オランダ・アムステルダムに本拠を置くサーキュラエコノミー推進機関のCircle Economyは1月21日、ダボス会議にて最新の「Circularity Gap Report(サーキュラリティ・ギャップ・レポート)」を公表した。
同調査結果によると、世界経済のサーキュラリティ(循環性)は8.6%に留まり、最初のレポートを出した2018年当時の9.1%から後退していることが明らかになった。人類の資源消費量が今年初めて年間1000億トンを超えるなか、資源の再利用は思うように進んでいない現状が浮き彫りになった。Circle Economyは、サーキュラリティが低迷している原因として、世界経済が依然として「採掘・製造・廃棄」をベースとするリニアエコノミーから抜け出せない点を指摘している。
今回、Circle Ecomomyは全ての国が途上国であるとしたうえで、サーキュラリティ・ギャップの解消に向けて世界の国々を経済・社会・環境の3つの視点から「BUILD(建設期)」「GROW(成長期)「SHIFT(転換期)」の3つのカテゴリに分類し、それぞれが取るべき対策についてまとめている。
「BUILD」は、第一次産業を主な収入源とする国々で、アフリカ諸国などが含まれる。他国々と比べて人口一人あたりの資源採掘量は少ないが、資源の再利用も少なく、教育機会や健康などの面で人間らしく生きるための最低限のニーズも満たしていない場合が多い。公共サービス、病院、交通などの基礎的なインフラを立ち上げている段階にあるため、サーキュラー性の高いデザインを用い、戦略的に社会の基礎から組み立てていくことがサーキュラリティ向上に直結する。SHIFTの国々のような負荷や廃棄を生み出すインフラを避け、再利用可能資源からなる建材を優先的に採用することも効果的だとしている。
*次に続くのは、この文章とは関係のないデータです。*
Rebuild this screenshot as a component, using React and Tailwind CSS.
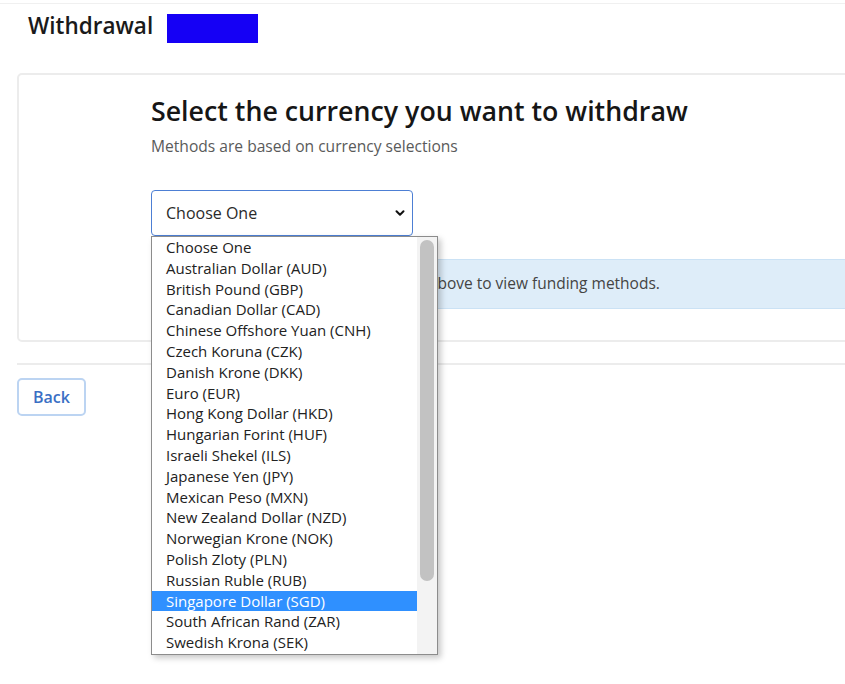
import React from "react";

const currencies = [
  "Choose One",
  "Australian Dollar (AUD)",
  "British Pound (GBP)",
  "Canadian Dollar (CAD)",
  "Chinese Offshore Yuan (CNH)",
  "Czech Koruna (CZK)",
  "Danish Krone (DKK)",
  "Euro (EUR)",
  "Hong Kong Dollar (HKD)",
  "Hungarian Forint (HUF)",
  "Israeli Shekel (ILS)",
  "Japanese Yen (JPY)",
  "Mexican Peso (MXN)",
  "New Zealand Dollar (NZD)",
  "Norwegian Krone (NOK)",
  "Polish Zloty (PLN)",
  "Russian Ruble (RUB)",
  "Singapore Dollar (SGD)",
  "South African Rand (ZAR)",
  "Swedish Krona (SEK)",
];

export default function App() {
  return (
    <div
      className="relative w-[845px] h-[684px] overflow-hidden bg-white text-[#1f1f1f]"
      style={{ fontFamily: "'Open Sans', Lato, sans-serif" }}
    >
      <div className="h-[3px]" />
      <div className="border-t border-[#f0f0f0]" />
      <div className="flex items-start pl-[28px] pt-[10px] h-[69px]">
        <h1 className="text-[22.5px] leading-[28px] font-semibold mt-[-2px] text-[#1a1a1a]">Withdrawal</h1>
        <div className="ml-[14px] w-[91px] h-[29px] bg-[#1500f5]" />
      </div>

      <div className="ml-[17px] w-[840px] border-2 border-[#ececec] rounded-[5px] pl-[132px] pt-[18px] pb-[31px]">
        <h2 className="text-[26.75px] leading-[36px] font-semibold text-[#161616]">
          Select the currency you want to withdraw
        </h2>
        <p className="mt-[7px] text-[15.6px] leading-[20px] text-[#5a5a5a]">
          Methods are based on currency selections
        </p>
        <div className="mt-[34px] w-[262px] h-[46px] border border-[#4d7fd4] rounded-[4px] flex items-center justify-between pl-[14px] pr-[6px] text-[16px] text-[#2a2a2a]">
          <span>Choose One</span>
          <svg width="12" height="12" viewBox="0 0 12 12" fill="none">
            <path d="M2.5 4.2 L6 7.7 L9.5 4.2" stroke="#111" strokeWidth="2" strokeLinecap="round" strokeLinejoin="round" />
          </svg>
        </div>
        <div className="mt-[23px] h-[50px] bg-[#deedf9] border border-[#cbe2f5] flex items-center pl-[9px] text-[15.5px] text-[#444]">
          <span>Please select a currency from the list above to view funding methods.</span>
        </div>
      </div>

      <div className="ml-[17px] mt-[21px] border-t-2 border-[#ececec]" />
      <div className="ml-[17px] mt-[13px]">
        <button className="w-[69px] h-[38px] border-2 border-[#bcd4f2] rounded-[5px] text-[16px] font-semibold text-[#3a6fc4] bg-white">
          Back
        </button>
      </div>

      {/* Open dropdown list */}
      <div className="absolute left-[151px] top-[236px] w-[287px] h-[419px] bg-white border border-[#8c8c8c] shadow-[3px_3px_6px_rgba(0,0,0,0.22)] flex overflow-hidden">
        <div className="flex-1">
          {currencies.map((c) => (
            <div
              key={c}
              className={
                "h-[20.8px] leading-[20.8px] pl-[14px] text-[15px] whitespace-nowrap " +
                (c === "Singapore Dollar (SGD)" ? "bg-[#2f90ff] text-white" : "text-[#222]")
              }
            >
              {c}
            </div>
          ))}
        </div>
        <div className="w-[20px] bg-[#f3f3f3] flex justify-center pt-[3px]">
          <div className="w-[14px] h-[341px] rounded-full bg-[#c2c2c2]" />
        </div>
      </div>
    </div>
  );
}
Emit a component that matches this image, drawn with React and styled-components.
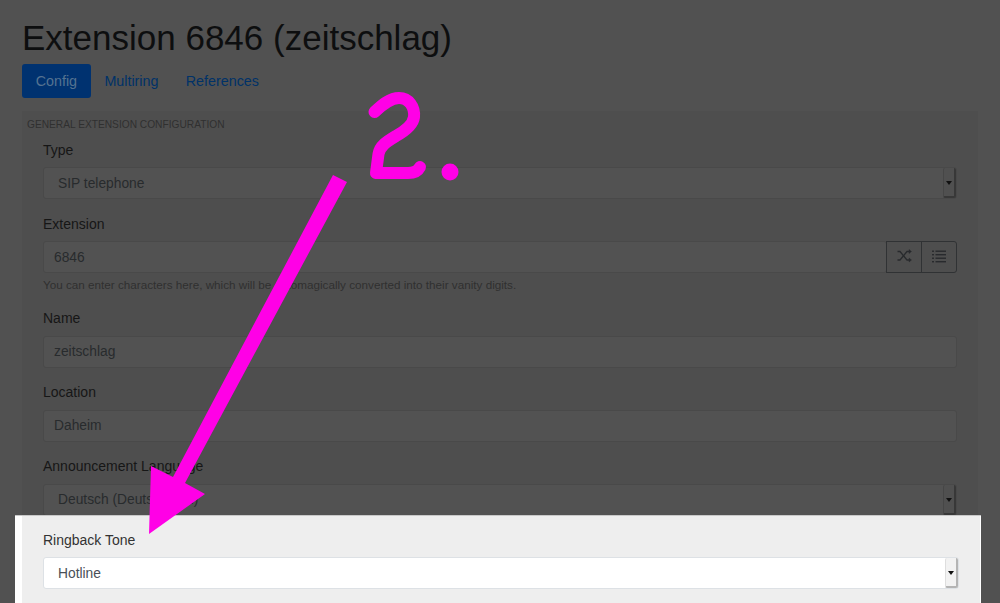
import React from 'react';
import styled, { createGlobalStyle } from 'styled-components';

const GlobalStyle = createGlobalStyle`
  html, body {
    margin: 0;
    padding: 0;
    background: #515151;
  }
  * {
    box-sizing: border-box;
  }
`;

const Page = styled.div`
  position: relative;
  width: 1000px;
  height: 603px;
  overflow: hidden;
  padding: 18px 22px 0;
  background: #515151;
  font-family: "Liberation Sans", Arial, sans-serif;
`;

const Title = styled.h1`
  margin: 0 0 6px;
  font-size: 35px;
  line-height: 40px;
  font-weight: 400;
  color: #0d0e0f;
`;

const Tabs = styled.nav`
  display: flex;
  height: 34px;
  margin-bottom: 13px;
`;

const Tab = styled.a`
  display: flex;
  align-items: center;
  padding: 0 13.7px;
  border-radius: 3px;
  font-size: 14.3px;
  color: ${(p) => (p.$active ? '#557290' : '#003268')};
  background: ${(p) => (p.$active ? '#003270' : 'transparent')};
`;

const Fieldset = styled.section`
  width: 956px;
  padding: 7px 0 0;
  background: #4e4e4e;
`;

const Legend = styled.div`
  height: 14px;
  margin: 0 0 9px 5px;
  font-size: 10.2px;
  line-height: 14px;
  color: #303030;
  text-transform: uppercase;
`;

const Group = styled.div`
  padding: 0 21px ${(p) => (p.$tight ? '15px' : '16px')};
`;

const Highlight = styled.div`
  width: 966px;
  height: 100px;
  margin: -16px 0 0 -7px;
  padding: 15.5px 1px 0 7px;
  position: relative;
  background: #fff;
  border-top: 1px solid #c8c8c8;

  &::before {
    content: '';
    position: absolute;
    inset: 0 1px 0 7px;
    background: #eee;
  }

  ${Group} {
    position: relative;
  }
`;

const Label = styled.label`
  display: block;
  height: 19px;
  margin-bottom: ${(p) => (p.$wide ? '8px' : '7px')};
  font-size: 14px;
  line-height: 19px;
  color: ${(p) => (p.$lit ? '#333' : '#161616')};
`;

const Field = styled.div`
  display: flex;
  align-items: center;
  flex: 1;
  height: 32px;
  padding-left: ${(p) => (p.$select ? '14px' : '10px')};
  border: 1px solid ${(p) => (p.$lit ? '#dde1e5' : '#494949')};
  border-radius: 3px;
  background: ${(p) => (p.$lit ? '#fff' : '#525252')};
  font-size: 13.8px;
  color: ${(p) => (p.$lit ? '#495057' : '#282b2d')};
`;

const FieldText = styled.span`
  flex: 1;
`;

const Arrow = styled.span`
  position: relative;
  flex: none;
  width: 13px;
  height: 30px;
  border-radius: 2px;
  background: ${(p) => (p.$lit ? '#f2f2f2' : '#505050')};
  border-left: 1px solid ${(p) => (p.$lit ? '#dedede' : '#464646')};
  border-right: 2px solid ${(p) => (p.$lit ? '#b4b4b4' : '#383838')};
  border-bottom: 2px solid ${(p) => (p.$lit ? '#b4b4b4' : '#383838')};

  &::after {
    content: '';
    position: absolute;
    left: 2px;
    top: 13px;
    border: 3.5px solid transparent;
    border-bottom: 0;
    border-top: 4px solid #111;
  }
`;

const InputRow = styled.div`
  display: flex;
`;

const AddonButton = styled.button`
  display: flex;
  align-items: center;
  justify-content: center;
  width: 36px;
  height: 32px;
  padding: 0 0 2px;
  margin-left: -1px;
  border: 1px solid #303234;
  border-radius: ${(p) => (p.$last ? '0 3px 3px 0' : '0')};
  background: transparent;
  color: #282a2d;
`;

const Help = styled.small`
  display: block;
  height: 19.5px;
  padding-top: 5px;
  font-size: 11.7px;
  line-height: 14px;
  color: #303030;
`;

const Annotation = styled.svg`
  position: absolute;
  left: 0;
  top: 0;
  pointer-events: none;
`;

const ShuffleIcon = () => (
  <svg width="15" height="14" viewBox="0 0 15 14" fill="none" stroke="currentColor" strokeWidth="1.3">
    <path d="M0.5 2.5 H3 L10 11 H12.5" />
    <path d="M0.5 11 H3 L10 2.5 H12.5" />
    <path d="M12 0.5 L14.5 2.5 L12 4.5 Z" fill="currentColor" strokeWidth="0.4" />
    <path d="M12 9 L14.5 11 L12 13 Z" fill="currentColor" strokeWidth="0.4" />
  </svg>
);

const ListIcon = () => (
  <svg width="14" height="13" viewBox="0 0 14 13" fill="currentColor">
    <rect x="0" y="0.5" width="2" height="1.4" />
    <rect x="3.5" y="0.5" width="10.5" height="1.4" />
    <rect x="0" y="4" width="2" height="1.4" />
    <rect x="3.5" y="4" width="10.5" height="1.4" />
    <rect x="0" y="7.5" width="2" height="1.4" />
    <rect x="3.5" y="7.5" width="10.5" height="1.4" />
    <rect x="0" y="11" width="2" height="1.4" />
    <rect x="3.5" y="11" width="10.5" height="1.4" />
  </svg>
);

const App = () => {
  return (
    <Page>
      <GlobalStyle />
      <Title>Extension 6846 (zeitschlag)</Title>
      <Tabs>
        <Tab $active>Config</Tab>
        <Tab>Multiring</Tab>
        <Tab>References</Tab>
      </Tabs>
      <Fieldset>
        <Legend>General Extension Configuration</Legend>
        <Group>
          <Label>Type</Label>
          <InputRow>
            <Field $select>
              <FieldText>SIP telephone</FieldText>
              <Arrow />
            </Field>
          </InputRow>
        </Group>
        <Group>
          <Label>Extension</Label>
          <InputRow>
            <Field>
              <FieldText>6846</FieldText>
            </Field>
            <AddonButton>
              <ShuffleIcon />
            </AddonButton>
            <AddonButton $last>
              <ListIcon />
            </AddonButton>
          </InputRow>
          <Help>You can enter characters here, which will be automagically converted into their vanity digits.</Help>
        </Group>
        <Group $tight>
          <Label $wide>Name</Label>
          <InputRow>
            <Field>
              <FieldText>zeitschlag</FieldText>
            </Field>
          </InputRow>
        </Group>
        <Group $tight>
          <Label $wide>Location</Label>
          <InputRow>
            <Field>
              <FieldText>Daheim</FieldText>
            </Field>
          </InputRow>
        </Group>
        <Group $tight>
          <Label $wide>Announcement Language</Label>
          <InputRow>
            <Field $select>
              <FieldText>Deutsch (Deutschland)</FieldText>
              <Arrow />
            </Field>
          </InputRow>
        </Group>
        <Highlight>
          <Group>
            <Label $lit>Ringback Tone</Label>
            <InputRow>
              <Field $select $lit>
                <FieldText>Hotline</FieldText>
                <Arrow $lit />
              </Field>
            </InputRow>
          </Group>
        </Highlight>
      </Fieldset>
      <Annotation width="1000" height="603" viewBox="0 0 1000 603">
        <path
          d="M374.5 112 C382 105 390 98 399 98 C409 98 415 107 414 117 C413 125 405 131 396 136 C386 142 380 146 378.5 154 L376 173 L408 173 C414 173 418 171 420 167"
          fill="none"
          stroke="#ff00e6"
          strokeWidth="12"
          strokeLinecap="round"
          strokeLinejoin="round"
        />
        <circle cx="450" cy="172" r="8.5" fill="#ff00e6" />
        <polygon points="333,175 347,182 185,483 205,494 149,534 151,466 173,477" fill="#ff00e6" />
      </Annotation>
    </Page>
  );
};

export default App;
「GROW」は、製造のハブとして多くの資源を採掘・輸入し、加工して輸出している国々で、中国、ブラジルなどが含まれる。資源消費型の経済成長と第二次産業の拡大が見られ、生活水準の向上と人口増加と共に成長が続くことが見込まれる。これらの国で採掘される大量の資源の約半分は建設資材で、その多くは「SHIFT」の国に輸出され、大量消費を維持するために使われる。消費型の経済成長を脱却しサーキュラリティを向上するためには、新たなインフラ・建造物・消費者向け商品の耐久性を向上させ、使えなくなったら再利用できるデザインにすることが重要となる。廃棄管理の分野で教育・人材育成に投資することで工業・消費それぞれの環境負荷削減を実現できるとしている。
そして「SHIFT」は、一国あたりの資源消費はBUILDの10倍に上り、大量の廃棄物を出している国々で、オランダや日本も含まれる。第三次産業が主にGDPを支えるが、化石燃料を多く採掘・使用しているのもこの国々だ。自国内での大量消費にとどまらず、資源採掘・製造を行い、消費を支えるBUILDやGROWの国々の環境や社会にも多大な負荷をかけている。全世界の採掘や製造に伴う環境負荷を自らの責任と捉え、サステイナブルな税制へと見直し、物質消費からの脱却を目指すことでサーキュラリティ向上を図ることができる。人口は比較的少なく高齢化しているが、特に若年層においてサステイナビリティや気候変動への強い関心が見られ、彼らの世界での活躍が社会的変革を牽引していくとしている。
資源消費が拡大するなか、サーキュラーギャップの解消は世界規模でひっ迫した課題といえる。世界経済がリニアエコノミーから脱却し、サーキュラーエコノミーへの移行を実現するためには、各国がそれぞれの立場で環境や社会に対して責任を持ち、早急に対策を進めることが求められている。